Available data:
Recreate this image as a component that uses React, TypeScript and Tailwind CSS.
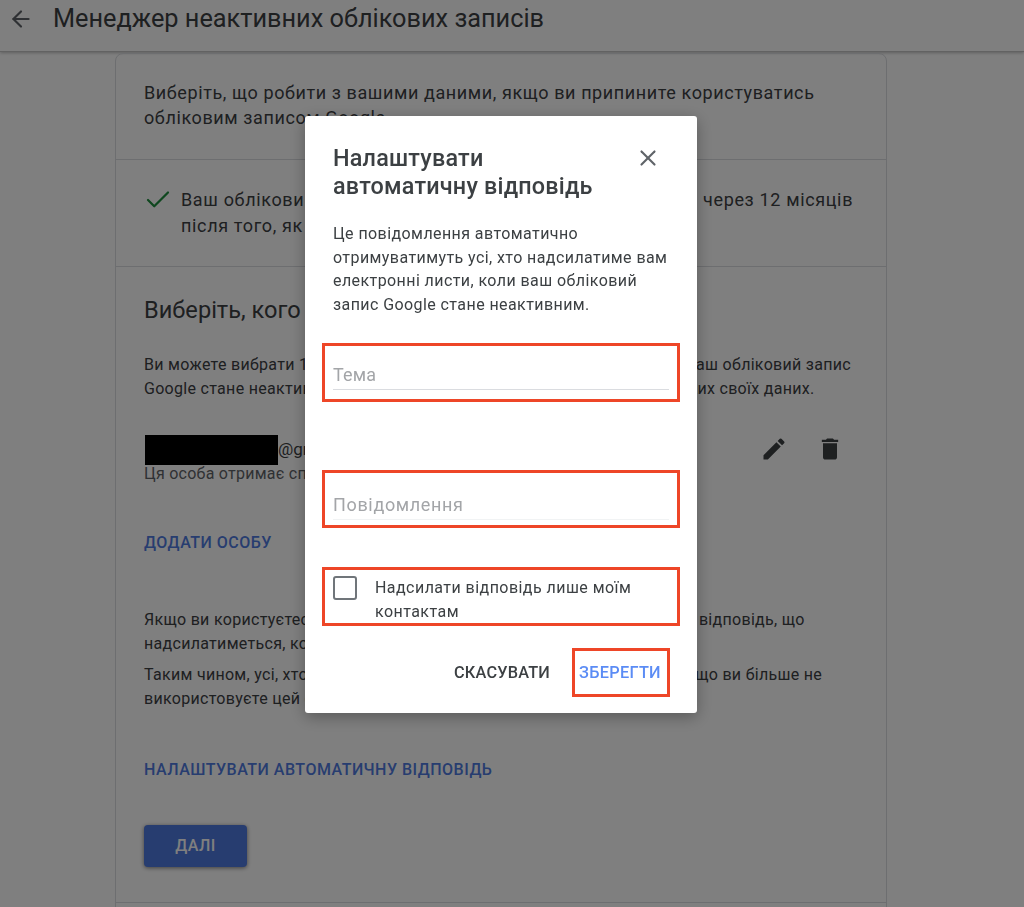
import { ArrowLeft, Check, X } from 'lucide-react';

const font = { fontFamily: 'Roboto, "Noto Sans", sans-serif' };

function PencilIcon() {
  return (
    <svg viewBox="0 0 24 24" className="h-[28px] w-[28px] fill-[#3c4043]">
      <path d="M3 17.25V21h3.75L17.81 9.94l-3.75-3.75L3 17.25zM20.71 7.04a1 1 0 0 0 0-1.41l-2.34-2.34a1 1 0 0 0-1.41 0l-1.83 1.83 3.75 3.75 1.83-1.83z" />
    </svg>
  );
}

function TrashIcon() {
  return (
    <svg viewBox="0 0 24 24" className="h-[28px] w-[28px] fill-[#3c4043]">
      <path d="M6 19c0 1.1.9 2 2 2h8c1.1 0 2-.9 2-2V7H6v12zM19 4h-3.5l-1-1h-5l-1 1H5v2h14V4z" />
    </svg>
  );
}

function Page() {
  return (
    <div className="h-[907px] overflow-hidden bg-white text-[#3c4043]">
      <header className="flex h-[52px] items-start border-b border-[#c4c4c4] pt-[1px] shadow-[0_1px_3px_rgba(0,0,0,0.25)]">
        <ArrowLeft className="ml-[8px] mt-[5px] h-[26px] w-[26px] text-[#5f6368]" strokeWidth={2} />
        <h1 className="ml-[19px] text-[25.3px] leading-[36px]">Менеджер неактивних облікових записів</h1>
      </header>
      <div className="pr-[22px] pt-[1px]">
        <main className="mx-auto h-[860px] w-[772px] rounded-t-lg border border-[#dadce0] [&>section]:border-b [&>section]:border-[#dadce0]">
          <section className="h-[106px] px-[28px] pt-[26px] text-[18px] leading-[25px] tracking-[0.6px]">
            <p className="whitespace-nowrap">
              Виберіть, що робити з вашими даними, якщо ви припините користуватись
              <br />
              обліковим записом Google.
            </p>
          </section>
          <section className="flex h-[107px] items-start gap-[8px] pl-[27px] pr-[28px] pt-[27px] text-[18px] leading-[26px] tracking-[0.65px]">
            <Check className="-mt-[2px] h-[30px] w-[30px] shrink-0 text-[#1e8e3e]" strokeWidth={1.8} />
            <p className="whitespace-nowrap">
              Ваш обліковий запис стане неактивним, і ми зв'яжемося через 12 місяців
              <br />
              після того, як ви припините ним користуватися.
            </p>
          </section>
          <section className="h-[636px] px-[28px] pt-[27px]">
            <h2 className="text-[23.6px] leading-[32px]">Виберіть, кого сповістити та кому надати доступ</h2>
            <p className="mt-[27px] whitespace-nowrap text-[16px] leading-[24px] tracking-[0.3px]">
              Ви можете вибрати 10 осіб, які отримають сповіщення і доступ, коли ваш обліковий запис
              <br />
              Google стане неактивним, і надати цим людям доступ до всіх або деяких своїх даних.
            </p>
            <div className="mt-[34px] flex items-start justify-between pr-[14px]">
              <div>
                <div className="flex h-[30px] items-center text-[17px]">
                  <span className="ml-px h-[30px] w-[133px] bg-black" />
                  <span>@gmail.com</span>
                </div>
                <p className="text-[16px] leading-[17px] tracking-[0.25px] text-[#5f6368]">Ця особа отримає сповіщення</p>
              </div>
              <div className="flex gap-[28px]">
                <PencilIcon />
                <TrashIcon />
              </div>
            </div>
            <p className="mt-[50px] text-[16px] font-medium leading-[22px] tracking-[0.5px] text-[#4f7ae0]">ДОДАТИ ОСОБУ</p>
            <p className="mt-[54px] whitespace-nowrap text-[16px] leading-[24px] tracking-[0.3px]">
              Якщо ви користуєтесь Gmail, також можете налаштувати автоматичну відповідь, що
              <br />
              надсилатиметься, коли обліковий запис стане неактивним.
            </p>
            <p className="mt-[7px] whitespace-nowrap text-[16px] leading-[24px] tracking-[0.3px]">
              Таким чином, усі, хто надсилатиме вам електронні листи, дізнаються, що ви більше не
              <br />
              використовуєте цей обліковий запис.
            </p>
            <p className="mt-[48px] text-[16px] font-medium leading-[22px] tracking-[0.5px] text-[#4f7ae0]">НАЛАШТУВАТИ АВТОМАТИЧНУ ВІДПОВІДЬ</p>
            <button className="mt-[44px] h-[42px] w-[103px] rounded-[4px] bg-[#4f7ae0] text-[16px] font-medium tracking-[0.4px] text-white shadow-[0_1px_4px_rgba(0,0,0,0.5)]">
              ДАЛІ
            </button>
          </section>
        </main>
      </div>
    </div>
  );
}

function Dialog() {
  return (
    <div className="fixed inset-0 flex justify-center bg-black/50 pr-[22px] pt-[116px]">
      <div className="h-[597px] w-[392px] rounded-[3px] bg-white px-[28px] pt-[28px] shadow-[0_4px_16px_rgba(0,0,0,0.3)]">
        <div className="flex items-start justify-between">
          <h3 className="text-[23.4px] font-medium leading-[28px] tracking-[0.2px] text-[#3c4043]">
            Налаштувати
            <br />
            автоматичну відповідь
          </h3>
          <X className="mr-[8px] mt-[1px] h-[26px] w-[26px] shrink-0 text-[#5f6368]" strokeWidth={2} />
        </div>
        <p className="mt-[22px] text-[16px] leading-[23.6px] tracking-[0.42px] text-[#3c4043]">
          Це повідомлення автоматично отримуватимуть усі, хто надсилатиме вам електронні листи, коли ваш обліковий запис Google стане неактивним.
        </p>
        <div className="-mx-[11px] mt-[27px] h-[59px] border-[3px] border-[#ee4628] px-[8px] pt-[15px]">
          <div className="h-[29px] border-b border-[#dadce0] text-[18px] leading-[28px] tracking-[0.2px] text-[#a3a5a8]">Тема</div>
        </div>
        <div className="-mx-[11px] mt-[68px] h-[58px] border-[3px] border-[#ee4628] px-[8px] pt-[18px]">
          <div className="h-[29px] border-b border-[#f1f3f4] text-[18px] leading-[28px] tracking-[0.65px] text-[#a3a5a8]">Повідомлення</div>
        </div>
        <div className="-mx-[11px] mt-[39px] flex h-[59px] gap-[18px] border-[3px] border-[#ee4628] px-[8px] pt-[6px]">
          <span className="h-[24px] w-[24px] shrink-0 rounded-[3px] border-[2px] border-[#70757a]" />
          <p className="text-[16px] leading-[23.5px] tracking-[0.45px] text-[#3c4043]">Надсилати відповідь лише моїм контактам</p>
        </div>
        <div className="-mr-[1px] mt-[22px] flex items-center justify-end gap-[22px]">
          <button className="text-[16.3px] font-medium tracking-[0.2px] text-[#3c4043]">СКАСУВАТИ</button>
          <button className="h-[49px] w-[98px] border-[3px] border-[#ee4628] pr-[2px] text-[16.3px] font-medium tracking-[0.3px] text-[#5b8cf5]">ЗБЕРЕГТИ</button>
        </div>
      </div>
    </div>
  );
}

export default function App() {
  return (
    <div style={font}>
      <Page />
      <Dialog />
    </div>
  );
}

Short task: Reproduce every line above as written, skipping pictures.

Response to this exercise:
Recreate this image as a component that uses React, TypeScript and Tailwind CSS.
import { ArrowLeft, Check, X } from 'lucide-react';

const font = { fontFamily: 'Roboto, "Noto Sans", sans-serif' };

function PencilIcon() {
  return (
    <svg viewBox="0 0 24 24" className="h-[28px] w-[28px] fill-[#3c4043]">
      <path d="M3 17.25V21h3.75L17.81 9.94l-3.75-3.75L3 17.25zM20.71 7.04a1 1 0 0 0 0-1.41l-2.34-2.34a1 1 0 0 0-1.41 0l-1.83 1.83 3.75 3.75 1.83-1.83z" />
    </svg>
  );
}

function TrashIcon() {
  return (
    <svg viewBox="0 0 24 24" className="h-[28px] w-[28px] fill-[#3c4043]">
      <path d="M6 19c0 1.1.9 2 2 2h8c1.1 0 2-.9 2-2V7H6v12zM19 4h-3.5l-1-1h-5l-1 1H5v2h14V4z" />
    </svg>
  );
}

function Page() {
  return (
    <div className="h-[907px] overflow-hidden bg-white text-[#3c4043]">
      <header className="flex h-[52px] items-start border-b border-[#c4c4c4] pt-[1px] shadow-[0_1px_3px_rgba(0,0,0,0.25)]">
        <ArrowLeft className="ml-[8px] mt-[5px] h-[26px] w-[26px] text-[#5f6368]" strokeWidth={2} />
        <h1 className="ml-[19px] text-[25.3px] leading-[36px]">Менеджер неактивних облікових записів</h1>
      </header>
      <div className="pr-[22px] pt-[1px]">
        <main className="mx-auto h-[860px] w-[772px] rounded-t-lg border border-[#dadce0] [&>section]:border-b [&>section]:border-[#dadce0]">
          <section className="h-[106px] px-[28px] pt-[26px] text-[18px] leading-[25px] tracking-[0.6px]">
            <p className="whitespace-nowrap">
              Виберіть, що робити з вашими даними, якщо ви припините користуватись
              <br />
              обліковим записом Google.
            </p>
          </section>
          <section className="flex h-[107px] items-start gap-[8px] pl-[27px] pr-[28px] pt-[27px] text-[18px] leading-[26px] tracking-[0.65px]">
            <Check className="-mt-[2px] h-[30px] w-[30px] shrink-0 text-[#1e8e3e]" strokeWidth={1.8} />
            <p className="whitespace-nowrap">
              Ваш обліковий запис стане неактивним, і ми зв'яжемося через 12 місяців
              <br />
              після того, як ви припините ним користуватися.
            </p>
          </section>
          <section className="h-[636px] px-[28px] pt-[27px]">
            <h2 className="text-[23.6px] leading-[32px]">Виберіть, кого сповістити та кому надати доступ</h2>
            <p className="mt-[27px] whitespace-nowrap text-[16px] leading-[24px] tracking-[0.3px]">
              Ви можете вибрати 10 осіб, які отримають сповіщення і доступ, коли ваш обліковий запис
              <br />
              Google стане неактивним, і надати цим людям доступ до всіх або деяких своїх даних.
            </p>
            <div className="mt-[34px] flex items-start justify-between pr-[14px]">
              <div>
                <div className="flex h-[30px] items-center text-[17px]">
                  <span className="ml-px h-[30px] w-[133px] bg-black" />
                  <span>@gmail.com</span>
                </div>
                <p className="text-[16px] leading-[17px] tracking-[0.25px] text-[#5f6368]">Ця особа отримає сповіщення</p>
              </div>
              <div className="flex gap-[28px]">
                <PencilIcon />
                <TrashIcon />
              </div>
            </div>
            <p className="mt-[50px] text-[16px] font-medium leading-[22px] tracking-[0.5px] text-[#4f7ae0]">ДОДАТИ ОСОБУ</p>
            <p className="mt-[54px] whitespace-nowrap text-[16px] leading-[24px] tracking-[0.3px]">
              Якщо ви користуєтесь Gmail, також можете налаштувати автоматичну відповідь, що
              <br />
              надсилатиметься, коли обліковий запис стане неактивним.
            </p>
            <p className="mt-[7px] whitespace-nowrap text-[16px] leading-[24px] tracking-[0.3px]">
              Таким чином, усі, хто надсилатиме вам електронні листи, дізнаються, що ви більше не
              <br />
              використовуєте цей обліковий запис.
            </p>
            <p className="mt-[48px] text-[16px] font-medium leading-[22px] tracking-[0.5px] text-[#4f7ae0]">НАЛАШТУВАТИ АВТОМАТИЧНУ ВІДПОВІДЬ</p>
            <button className="mt-[44px] h-[42px] w-[103px] rounded-[4px] bg-[#4f7ae0] text-[16px] font-medium tracking-[0.4px] text-white shadow-[0_1px_4px_rgba(0,0,0,0.5)]">
              ДАЛІ
            </button>
          </section>
        </main>
      </div>
    </div>
  );
}

function Dialog() {
  return (
    <div className="fixed inset-0 flex justify-center bg-black/50 pr-[22px] pt-[116px]">
      <div className="h-[597px] w-[392px] rounded-[3px] bg-white px-[28px] pt-[28px] shadow-[0_4px_16px_rgba(0,0,0,0.3)]">
        <div className="flex items-start justify-between">
          <h3 className="text-[23.4px] font-medium leading-[28px] tracking-[0.2px] text-[#3c4043]">
            Налаштувати
            <br />
            автоматичну відповідь
          </h3>
          <X className="mr-[8px] mt-[1px] h-[26px] w-[26px] shrink-0 text-[#5f6368]" strokeWidth={2} />
        </div>
        <p className="mt-[22px] text-[16px] leading-[23.6px] tracking-[0.42px] text-[#3c4043]">
          Це повідомлення автоматично отримуватимуть усі, хто надсилатиме вам електронні листи, коли ваш обліковий запис Google стане неактивним.
        </p>
        <div className="-mx-[11px] mt-[27px] h-[59px] border-[3px] border-[#ee4628] px-[8px] pt-[15px]">
          <div className="h-[29px] border-b border-[#dadce0] text-[18px] leading-[28px] tracking-[0.2px] text-[#a3a5a8]">Тема</div>
        </div>
        <div className="-mx-[11px] mt-[68px] h-[58px] border-[3px] border-[#ee4628] px-[8px] pt-[18px]">
          <div className="h-[29px] border-b border-[#f1f3f4] text-[18px] leading-[28px] tracking-[0.65px] text-[#a3a5a8]">Повідомлення</div>
        </div>
        <div className="-mx-[11px] mt-[39px] flex h-[59px] gap-[18px] border-[3px] border-[#ee4628] px-[8px] pt-[6px]">
          <span className="h-[24px] w-[24px] shrink-0 rounded-[3px] border-[2px] border-[#70757a]" />
          <p className="text-[16px] leading-[23.5px] tracking-[0.45px] text-[#3c4043]">Надсилати відповідь лише моїм контактам</p>
        </div>
        <div className="-mr-[1px] mt-[22px] flex items-center justify-end gap-[22px]">
          <button className="text-[16.3px] font-medium tracking-[0.2px] text-[#3c4043]">СКАСУВАТИ</button>
          <button className="h-[49px] w-[98px] border-[3px] border-[#ee4628] pr-[2px] text-[16.3px] font-medium tracking-[0.3px] text-[#5b8cf5]">ЗБЕРЕГТИ</button>
        </div>
      </div>
    </div>
  );
}

export default function App() {
  return (
    <div style={font}>
      <Page />
      <Dialog />
    </div>
  );
}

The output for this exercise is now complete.